Washington, D.C. (April 23, 2009) — The Foundation for Defense of Democracies (FDD) welcomed the introduction in the House of the bipartisan Iran Diplomatic Enhancement Act, which seeks to extend current U.S. sanctions to suppliers, brokers, insurers, and tankers involved in selling gasoline to Iran. The goal of the legislation is to bolster diplomatic efforts to end the Iranian regime's nuclear weapons program.

FDD has provided substantial research and analysis on this idea, including identifying points of leverage over the foreign energy companies that supply Iran with the vast majority of its gasoline imports.

Iranian oil wells produce far more crude oil than Iran needs. Yet, Iran has not developed sufficient capacity to refine that crude oil into gasoline and diesel fuel. As a result, it must import some 40% of the gasoline it needs for internal consumption.

Peacefully cutting off gasoline sales to Iran until it stops its illicit nuclear activities has attracted broad support across the political spectrum. For more background on the issue, please visit: www.iranenergyproject.org.

The House bill, HR 1985, was introduced by Representatives Brad Sherman (D-CA) and Mark Kirk (R-IL). It has generated bipartisan support, with more than 20 Democratic and Republican cosponsors. For more details, please click here.

“Iran's reliance on imported gasoline to fuel its economy and military is the regime's Achilles' Heel,” said FDD Executive Director Mark Dubowitz. “This legislation would give the Obama administration real leverage when it negotiates over the regime's nuclear weapons program.” Dubowitz recently coauthored an op-ed on the topic for Canada's National Post, available here. He was recently quoted in a Wall Street Journal editorial here.

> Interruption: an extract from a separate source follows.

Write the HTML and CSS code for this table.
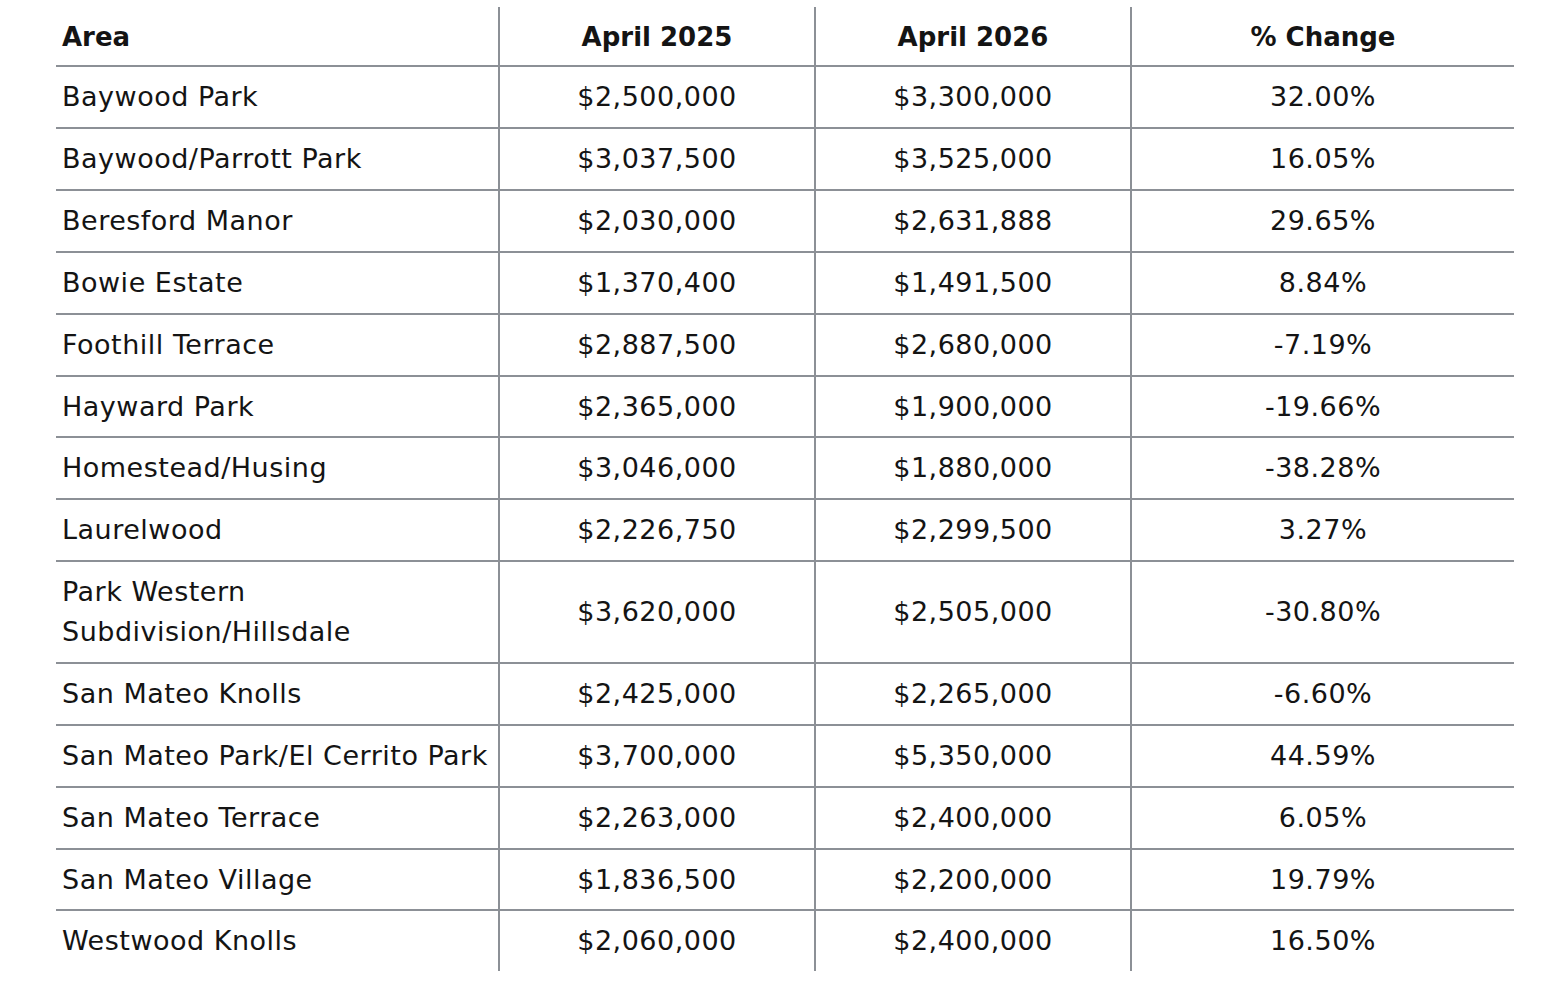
FILE: index.html
```html
<!DOCTYPE html>
<html>
<head>
<meta charset="utf-8">
<link rel="stylesheet" href="styles.css">
</head>
<body>
<div class="wrap">
<table class="prices">
<colgroup><col class="c1"><col class="c2"><col class="c3"><col class="c4"></colgroup>
<thead>
<tr><th class="area">Area</th><th>April 2025</th><th>April 2026</th><th>% Change</th></tr>
</thead>
<tbody>
<tr><td class="area">Baywood Park</td><td>$2,500,000</td><td>$3,300,000</td><td>32.00%</td></tr>
<tr><td class="area">Baywood/Parrott Park</td><td>$3,037,500</td><td>$3,525,000</td><td>16.05%</td></tr>
<tr><td class="area">Beresford Manor</td><td>$2,030,000</td><td>$2,631,888</td><td>29.65%</td></tr>
<tr><td class="area">Bowie Estate</td><td>$1,370,400</td><td>$1,491,500</td><td>8.84%</td></tr>
<tr><td class="area">Foothill Terrace</td><td>$2,887,500</td><td>$2,680,000</td><td>-7.19%</td></tr>
<tr><td class="area">Hayward Park</td><td>$2,365,000</td><td>$1,900,000</td><td>-19.66%</td></tr>
<tr><td class="area">Homestead/Husing</td><td>$3,046,000</td><td>$1,880,000</td><td>-38.28%</td></tr>
<tr><td class="area">Laurelwood</td><td>$2,226,750</td><td>$2,299,500</td><td>3.27%</td></tr>
<tr><td class="area">Park Western<br>Subdivision/Hillsdale</td><td>$3,620,000</td><td>$2,505,000</td><td>-30.80%</td></tr>
<tr><td class="area">San Mateo Knolls</td><td>$2,425,000</td><td>$2,265,000</td><td>-6.60%</td></tr>
<tr><td class="area">San Mateo Park/El Cerrito Park</td><td>$3,700,000</td><td>$5,350,000</td><td>44.59%</td></tr>
<tr><td class="area">San Mateo Terrace</td><td>$2,263,000</td><td>$2,400,000</td><td>6.05%</td></tr>
<tr><td class="area">San Mateo Village</td><td>$1,836,500</td><td>$2,200,000</td><td>19.79%</td></tr>
<tr><td class="area">Westwood Knolls</td><td>$2,060,000</td><td>$2,400,000</td><td>16.50%</td></tr>
</tbody>
</table>
</div>
</body>
</html>
```
FILE: styles.css
```css
html, body { margin: 0; padding: 0; background: #ffffff; }
.wrap { padding: 7px 0 0 56px; }
.prices {
  border-collapse: collapse;
  table-layout: fixed;
  width: 1458px;
  font-family: "DejaVu Sans", "Noto Sans", "Liberation Sans", sans-serif;
  font-size: 27px;
  letter-spacing: 0.5px;
  color: #141414;
}
.c1 { width: 443px; }
.c2 { width: 316px; }
.c3 { width: 316px; }
.c4 { width: 383px; }
.prices th, .prices td {
  padding: 10px 6px 9.85px;
  line-height: 40px;
  text-align: center;
  vertical-align: middle;
  border: 2px solid #8c9096;
}
.prices th {
  font-size: 26px;
  letter-spacing: 0;
  font-weight: 700;
  border-top: none;
  padding-top: 10px;
  padding-bottom: 8.4px;
}
.prices tbody tr:last-child td { border-bottom: none; }
.prices tr > :first-child { border-left: none; }
.prices tr > :last-child { border-right: none; }
.prices .area { text-align: left; }
```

“Diplomacy is unlikely to succeed unless the U.S. changes Iran's cost-benefit analysis,” said Orde Kittrie, an FDD senior fellow and a law professor at Arizona State University. “Putting Iran's gasoline suppliers to a choice between selling to Iran and doing business in the U.S. is an excellent way to increase U.S. leverage and help to peacefully stop Iran's illegal nuclear program.” In November, Kittrie wrote an op-ed for the Wall Street Journal on how to increase U.S. leverage over Iran by putting Iran's gasoline suppliers to a choice between the U.S. and Iranian markets, available here.

The introduction of this bill is the latest in a series of actions taken by Congress to use Iran's reliance on imported gasoline as a source of leverage over Iran's nuclear weapons program. These include:

* April 2, 2009, the U.S. Senate passed, by unanimous consent, an amendment to a federal budget resolution that opposes federal government expenditures from going to companies earning revenue in Iran's energy sector, including companies providing refined petroleum products to Iran as well as shipment, insurance and reinsurance services assisting those sales. The amendment was sponsored by Senators Joe Lieberman (ID-CT) and Jon Kyl (R-AZ).

* March 26, 2009, seven Representatives, in writing to President Obama about his administration's strategy to address the Iranian nuclear weapons program, recommended specific measures targeting Iran's ability to import gasoline. The seven Representatives were led by House Majority Leader Steny Hoyer (D-MD) and House Committee on Foreign Affairs Chairman Howard Berman (D-CA).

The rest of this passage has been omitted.